City/Town Snapshot: Town of Camp Verde, AZ

In 2012, as part of Arizona's Centennial celebration, the Arizona Professional Land Surveyors Association made the determination that Camp Verde was the municipality closest to the geographic center of Arizona. The actual center is very near the confluence of the Verde and East Verde Rivers, about 20 miles downstream, but the ALPA designation makes it clear that as far as Arizona is concerned, Camp Verde is the center of it all.

For travelers coming north from Phoenix or south from Flagstaff, Camp Verde serves as the gateway to the Verde Valley. The valley itself was once the home to ancient cultures; first to transient hunters 10,000 years ago, then to the Sinagua culture whose stone homes still mark the landscape, and eventually to the Yavapai and Apache people who occupied the area when Europeans first visited in 1583.

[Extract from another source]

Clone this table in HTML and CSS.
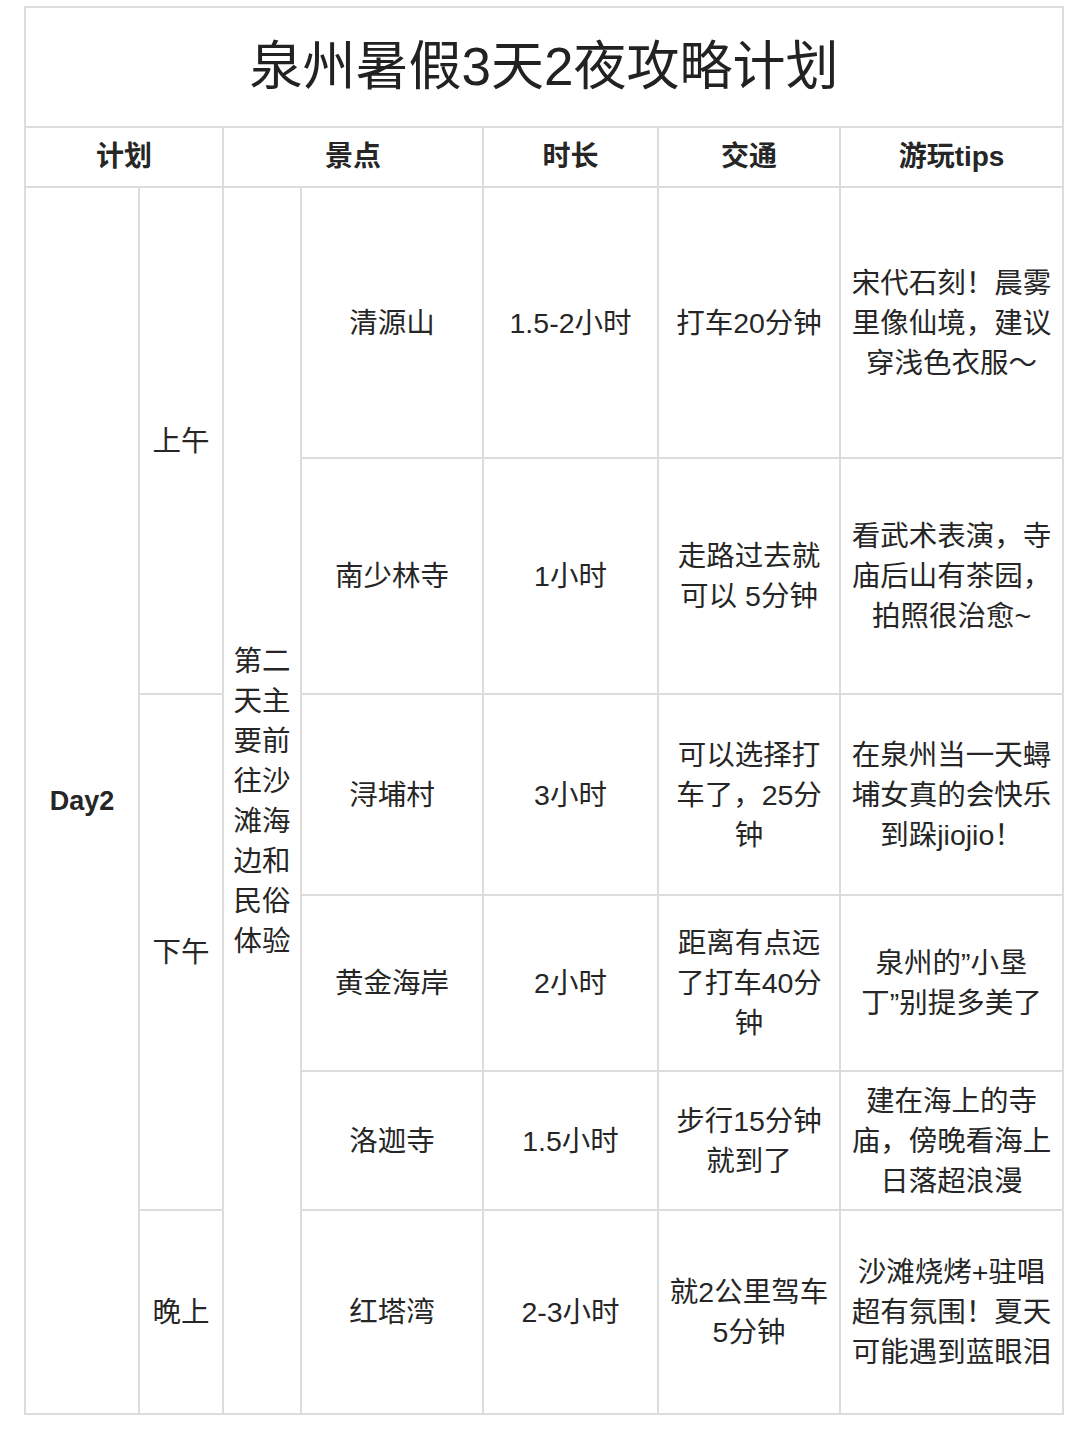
FILE: index.html
```html
<!DOCTYPE html>
<html lang="zh">
<head>
<meta charset="utf-8">
<title>泉州暑假3天2夜攻略计划</title>
<link rel="stylesheet" href="styles.css">
</head>
<body>
<div class="page">
<table class="plan">
  <colgroup>
    <col class="c1"><col class="c2"><col class="c3"><col class="c4"><col class="c5"><col class="c6"><col class="c7">
  </colgroup>
  <tr class="r-title"><td colspan="7" class="title">泉州暑假3天2夜攻略计划</td></tr>
  <tr class="r-head">
    <th colspan="2">计划</th>
    <th colspan="2">景点</th>
    <th>时长</th>
    <th>交通</th>
    <th>游玩tips</th>
  </tr>
  <tr class="r1">
    <td rowspan="6" class="day">Day2</td>
    <td rowspan="2">上午</td>
    <td rowspan="6" class="theme">第二<br>天主<br>要前<br>往沙<br>滩海<br>边和<br>民俗<br>体验</td>
    <td>清源山</td>
    <td>1.5-2小时</td>
    <td>打车20分钟</td>
    <td>宋代石刻！晨雾<br>里像仙境，建议<br>穿浅色衣服～</td>
  </tr>
  <tr class="r2">
    <td>南少林寺</td>
    <td>1小时</td>
    <td>走路过去就<br>可以 5分钟</td>
    <td>看武术表演，寺<br>庙后山有茶园，<br>拍照很治愈~</td>
  </tr>
  <tr class="r3">
    <td rowspan="3">下午</td>
    <td>浔埔村</td>
    <td>3小时</td>
    <td>可以选择打<br>车了，25分<br>钟</td>
    <td>在泉州当一天蟳<br>埔女真的会快乐<br>到跺jiojio！</td>
  </tr>
  <tr class="r4">
    <td>黄金海岸</td>
    <td>2小时</td>
    <td>距离有点远<br>了打车40分<br>钟</td>
    <td>泉州的”小垦<br>丁”别提多美了</td>
  </tr>
  <tr class="r5">
    <td>洛迦寺</td>
    <td>1.5小时</td>
    <td>步行15分钟<br>就到了</td>
    <td>建在海上的寺<br>庙，傍晚看海上<br>日落超浪漫</td>
  </tr>
  <tr class="r6">
    <td>晚上</td>
    <td>红塔湾</td>
    <td>2-3小时</td>
    <td>就2公里驾车<br>5分钟</td>
    <td>沙滩烧烤+驻唱<br>超有氛围！夏天<br>可能遇到蓝眼泪</td>
  </tr>
</table>
</div>
</body>
</html>
```

FILE: styles.css
```css
html, body {
  margin: 0;
  padding: 0;
  background: #ffffff;
}
.page {
  padding: 6px 0 0 24px;
}
.plan {
  border-collapse: collapse;
  table-layout: fixed;
  width: 1038px;
  font-family: "Liberation Sans", "Noto Sans CJK SC", sans-serif;
  color: #262626;
  font-size: 28.5px;
  line-height: 40px;
}
.c1 { width: 114px; }
.c2 { width: 84px; }
.c3 { width: 78px; }
.c4 { width: 182px; }
.c5 { width: 175px; }
.c6 { width: 182px; }
.c7 { width: 223px; }
.plan td, .plan th {
  border: 2px solid #dcdcdc;
  text-align: center;
  vertical-align: middle;
  padding: 0 5px;
  font-weight: normal;
}
.plan th {
  font-weight: bold;
  font-size: 28px;
}
.r-title { height: 120px; }
.r-head { height: 60px; }
.r1 { height: 271px; }
.r2 { height: 236px; }
.r3 { height: 201px; }
.r4 { height: 176px; }
.r5 { height: 139px; }
.r6 { height: 204px; }
.plan td.title {
  font-size: 53px;
  line-height: 60px;
  color: #222;
}
.plan td.day {
  font-weight: bold;
  font-size: 27px;
}
.plan td.theme {
  padding: 0 3px;
}
```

The community that would one day become Camp Verde was founded in 1865 by a group of farmers from the Prescott area, making Camp Verde one of the state's oldest settlements. During its 150-year history, it has served as the base of military operations during the Indian wars, hosted one of Arizona's first oil rushes (needless to say no oil was discovered), and nearly drowned beneath a proposed dam.

Originally called Lower Verde, Camp Verde grew up around a military fort, now a State Park, variously known as Camp Lincoln, Camp Verde and eventually Fort Verde. The early settlers developed a string of farms along the river and its tributaries, fed by irrigation canals. Along with the bounty from the farms and ranches, the canals produced a greenbelt, several miles wide in places, which still defines Camp Verde and makes it a very unique place in the surrounding high desert landscape.

The fort closed at the end of the 19th century, transforming the community from a collection of scattered farms into a proper town. Heading into the 21st Century, the "town" boasts several locally owned restaurants, vineyards, wineries, summertime produce stands, along with Fort Verde State Historic Park, Montezuma Castle National Monument, Out of Africa Wildlife Park and the Verde Valley Archaeology Center. Combine all those things with whitewater rafting on the Verde River, nearby Fossil Creek and nine surrounding wilderness areas and you have not only a spectacular place to visit but a great place to call home.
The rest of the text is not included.